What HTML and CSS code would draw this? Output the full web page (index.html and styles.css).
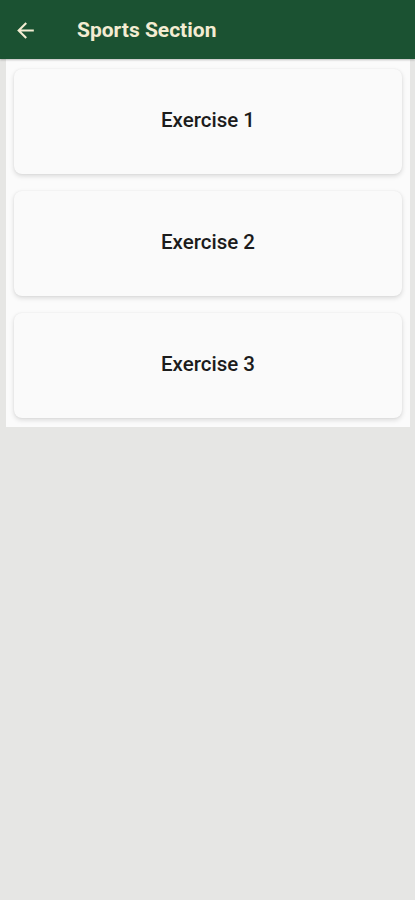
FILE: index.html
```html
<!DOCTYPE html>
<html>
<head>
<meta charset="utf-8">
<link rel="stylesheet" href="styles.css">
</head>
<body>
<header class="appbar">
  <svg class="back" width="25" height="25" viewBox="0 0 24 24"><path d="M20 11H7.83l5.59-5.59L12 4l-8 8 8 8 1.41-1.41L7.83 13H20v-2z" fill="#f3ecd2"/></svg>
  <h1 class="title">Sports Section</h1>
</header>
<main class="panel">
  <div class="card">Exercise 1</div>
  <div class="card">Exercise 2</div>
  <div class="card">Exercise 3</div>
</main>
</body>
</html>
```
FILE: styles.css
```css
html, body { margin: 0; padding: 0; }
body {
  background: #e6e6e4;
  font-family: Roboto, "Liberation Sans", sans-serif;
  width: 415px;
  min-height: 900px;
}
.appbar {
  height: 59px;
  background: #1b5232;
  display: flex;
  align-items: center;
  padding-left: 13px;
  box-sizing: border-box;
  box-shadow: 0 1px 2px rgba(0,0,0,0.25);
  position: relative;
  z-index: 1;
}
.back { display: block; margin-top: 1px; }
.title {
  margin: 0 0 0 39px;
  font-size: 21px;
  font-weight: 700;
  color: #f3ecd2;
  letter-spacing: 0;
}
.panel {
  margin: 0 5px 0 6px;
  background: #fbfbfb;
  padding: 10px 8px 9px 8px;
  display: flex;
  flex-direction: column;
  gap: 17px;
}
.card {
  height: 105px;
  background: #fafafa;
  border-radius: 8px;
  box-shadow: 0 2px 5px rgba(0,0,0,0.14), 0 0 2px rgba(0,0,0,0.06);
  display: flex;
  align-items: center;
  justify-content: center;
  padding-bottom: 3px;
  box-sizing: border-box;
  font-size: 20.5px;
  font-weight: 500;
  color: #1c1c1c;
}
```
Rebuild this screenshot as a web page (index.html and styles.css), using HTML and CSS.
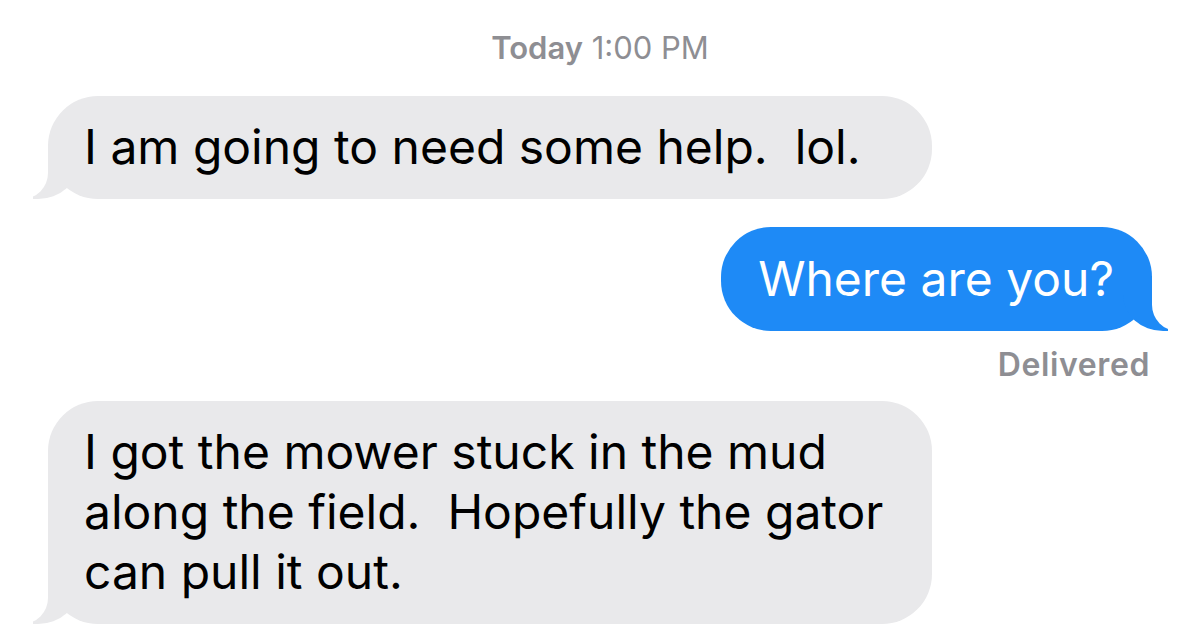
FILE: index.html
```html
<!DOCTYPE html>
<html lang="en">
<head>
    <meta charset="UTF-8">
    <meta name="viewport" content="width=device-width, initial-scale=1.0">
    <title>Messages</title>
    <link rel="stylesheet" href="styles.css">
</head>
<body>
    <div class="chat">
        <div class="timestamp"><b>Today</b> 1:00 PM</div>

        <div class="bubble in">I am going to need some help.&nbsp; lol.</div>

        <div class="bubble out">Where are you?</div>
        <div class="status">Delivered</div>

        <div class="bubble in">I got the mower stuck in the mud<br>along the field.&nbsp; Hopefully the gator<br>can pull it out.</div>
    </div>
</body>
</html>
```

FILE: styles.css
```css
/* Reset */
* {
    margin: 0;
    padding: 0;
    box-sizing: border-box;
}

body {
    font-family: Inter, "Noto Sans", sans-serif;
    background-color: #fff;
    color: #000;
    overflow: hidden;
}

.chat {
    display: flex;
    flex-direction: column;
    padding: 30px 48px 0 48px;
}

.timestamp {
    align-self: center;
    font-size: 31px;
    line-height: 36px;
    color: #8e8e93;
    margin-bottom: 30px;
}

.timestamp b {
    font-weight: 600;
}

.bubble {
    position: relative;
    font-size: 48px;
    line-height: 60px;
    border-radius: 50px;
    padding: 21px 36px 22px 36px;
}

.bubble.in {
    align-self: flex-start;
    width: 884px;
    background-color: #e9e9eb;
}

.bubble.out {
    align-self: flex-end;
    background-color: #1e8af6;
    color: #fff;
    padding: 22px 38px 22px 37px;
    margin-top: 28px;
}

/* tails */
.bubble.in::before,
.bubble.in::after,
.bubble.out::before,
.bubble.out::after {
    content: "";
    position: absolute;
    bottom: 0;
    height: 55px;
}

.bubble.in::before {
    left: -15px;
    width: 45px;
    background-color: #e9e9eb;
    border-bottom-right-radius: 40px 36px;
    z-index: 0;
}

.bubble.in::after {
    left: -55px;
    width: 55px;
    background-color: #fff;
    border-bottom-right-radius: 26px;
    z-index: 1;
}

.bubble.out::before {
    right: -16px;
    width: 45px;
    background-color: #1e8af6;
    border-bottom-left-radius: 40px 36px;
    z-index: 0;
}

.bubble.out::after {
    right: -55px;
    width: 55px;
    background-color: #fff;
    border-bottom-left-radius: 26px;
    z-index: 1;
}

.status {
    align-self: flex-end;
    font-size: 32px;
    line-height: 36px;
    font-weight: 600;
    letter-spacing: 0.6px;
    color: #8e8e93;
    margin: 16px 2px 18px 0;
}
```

----

**GOAL:** Copy each line that contains the word "this".

**THE OUTPUT:**
What HTML and CSS code would draw this? Output the full web page (index.html and styles.css).
Rebuild this screenshot as a web page (index.html and styles.css), using HTML and CSS.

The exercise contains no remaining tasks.